The Daily Signal 1/14/2026 3:45:00 PM
 

The Supreme Court held in a 7-2 ruling on Wednesday that candidates for office have standing to sue over ballot concerns. 

Rep. Mike Bost, R-Ill., and two of the state’s presidential electors had challenged a state law that allows mail ballots arriving 14 days after Election Day to be counted.  

The high court heard the case only on the question of Bost’s standing to sue, not on the merits of the voting law. Two lower courts had dismissed the challenge based on standing. 

Justice Elena Kagan, a liberal justice, joined the court’s six conservative-leaning justices for the majority. Chief Justice John Roberts wrote the opinion. 

“Candidates have a concrete and particularized interest in the rules that govern the counting of votes in their elections, regardless of whether those rules harm their electoral prospects or increase the cost of their campaigns,” Roberts wrote. 

Judicial Watch represented the plaintiffs in the case. 

“This is the most important Supreme Court election law ruling in a generation,” Judicial Watch President Tom Fitton said in a public statement.

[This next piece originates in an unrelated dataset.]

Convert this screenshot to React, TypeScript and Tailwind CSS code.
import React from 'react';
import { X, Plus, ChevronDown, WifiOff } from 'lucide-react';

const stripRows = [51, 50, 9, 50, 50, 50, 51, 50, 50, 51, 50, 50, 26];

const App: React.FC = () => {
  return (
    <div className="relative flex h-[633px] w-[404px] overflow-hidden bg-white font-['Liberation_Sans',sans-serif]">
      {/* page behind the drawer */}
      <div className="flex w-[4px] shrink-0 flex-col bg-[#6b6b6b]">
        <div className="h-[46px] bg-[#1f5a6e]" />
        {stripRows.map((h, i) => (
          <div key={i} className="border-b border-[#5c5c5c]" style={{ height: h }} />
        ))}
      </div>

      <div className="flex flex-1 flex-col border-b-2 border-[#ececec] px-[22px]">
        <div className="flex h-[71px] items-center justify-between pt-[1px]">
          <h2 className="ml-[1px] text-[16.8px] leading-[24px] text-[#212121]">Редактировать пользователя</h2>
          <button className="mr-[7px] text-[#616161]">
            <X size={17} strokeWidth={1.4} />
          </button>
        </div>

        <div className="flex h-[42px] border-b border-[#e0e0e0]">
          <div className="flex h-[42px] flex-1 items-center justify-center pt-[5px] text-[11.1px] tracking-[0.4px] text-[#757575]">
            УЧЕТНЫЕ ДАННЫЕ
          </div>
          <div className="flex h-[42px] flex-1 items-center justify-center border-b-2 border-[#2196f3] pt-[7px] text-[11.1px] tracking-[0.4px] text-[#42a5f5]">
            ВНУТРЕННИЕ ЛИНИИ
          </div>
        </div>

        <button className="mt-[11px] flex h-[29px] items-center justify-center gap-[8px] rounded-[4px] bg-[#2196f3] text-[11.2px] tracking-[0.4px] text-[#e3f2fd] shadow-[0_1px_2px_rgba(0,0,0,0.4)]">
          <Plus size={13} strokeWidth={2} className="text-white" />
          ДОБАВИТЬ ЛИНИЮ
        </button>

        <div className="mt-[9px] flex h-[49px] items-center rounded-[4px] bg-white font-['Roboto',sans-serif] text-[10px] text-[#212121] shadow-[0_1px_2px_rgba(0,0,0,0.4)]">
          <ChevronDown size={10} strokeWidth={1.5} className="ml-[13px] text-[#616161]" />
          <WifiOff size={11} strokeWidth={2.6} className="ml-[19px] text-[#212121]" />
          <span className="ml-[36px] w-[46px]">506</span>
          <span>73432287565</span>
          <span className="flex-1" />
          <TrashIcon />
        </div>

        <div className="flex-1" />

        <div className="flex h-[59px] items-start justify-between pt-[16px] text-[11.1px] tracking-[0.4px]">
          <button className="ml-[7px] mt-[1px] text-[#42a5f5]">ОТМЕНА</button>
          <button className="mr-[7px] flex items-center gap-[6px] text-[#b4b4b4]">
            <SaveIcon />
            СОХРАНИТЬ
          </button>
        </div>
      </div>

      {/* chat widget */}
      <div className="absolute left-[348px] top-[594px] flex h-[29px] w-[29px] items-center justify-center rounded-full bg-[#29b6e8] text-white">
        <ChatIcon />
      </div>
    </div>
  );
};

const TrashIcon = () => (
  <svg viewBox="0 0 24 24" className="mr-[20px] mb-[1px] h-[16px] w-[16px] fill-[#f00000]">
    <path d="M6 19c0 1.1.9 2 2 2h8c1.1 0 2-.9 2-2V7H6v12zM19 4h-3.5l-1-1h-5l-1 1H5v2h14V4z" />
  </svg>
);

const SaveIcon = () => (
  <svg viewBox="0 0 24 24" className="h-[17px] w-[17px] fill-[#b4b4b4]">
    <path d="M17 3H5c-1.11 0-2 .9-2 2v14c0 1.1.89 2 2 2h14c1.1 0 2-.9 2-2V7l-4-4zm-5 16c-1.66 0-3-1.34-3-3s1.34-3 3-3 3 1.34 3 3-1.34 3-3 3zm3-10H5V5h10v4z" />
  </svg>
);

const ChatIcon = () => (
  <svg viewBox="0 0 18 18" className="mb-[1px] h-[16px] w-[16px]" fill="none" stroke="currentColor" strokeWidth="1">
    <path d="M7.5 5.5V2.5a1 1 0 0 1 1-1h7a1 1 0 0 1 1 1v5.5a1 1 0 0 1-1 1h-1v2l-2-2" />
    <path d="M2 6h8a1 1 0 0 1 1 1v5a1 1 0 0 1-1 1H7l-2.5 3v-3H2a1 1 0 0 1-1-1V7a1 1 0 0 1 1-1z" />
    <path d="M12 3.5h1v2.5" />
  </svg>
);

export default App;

“Too many courts have denied candidates the standing to challenge unlawful election rules such as the outrageous ballots that arrive after Election Day. American citizens concerned about election integrity should celebrate this Supreme Court victory.”

To make his case, Bost argued that federal law established Election Day, but Illinois allows votes to come in two weeks longer than federal law allows. This would make such ballots effectively unlawful, he argued, allowing the possibility of unlawful ballots costing him the election or reducing his margin for victory. 

The plaintiffs also argued the Bost campaign is further injured because it has to pay staff for an additional two weeks after the election. 

Federal law 2 U.S. Code Section 7 states Election Day for federal offices is the Tuesday after the first Monday of November in even-numbered years. 

Illinois argued that mail-in ballots must be postmarked by Election Day, but can arrive to be counted up to two weeks later. 

A district court and a 2-1 majority of the 7th U.S. Circuit Court of Appeals determined the plaintiffs lacked standing to challenge the state law, or in other words, were not actually harmed by it. 

The Illinois attorney general’s office, which defended this case, did not immediately respond to The Daily Signal for this story. 

The case will now go back to the lower courts to be heard on the merits.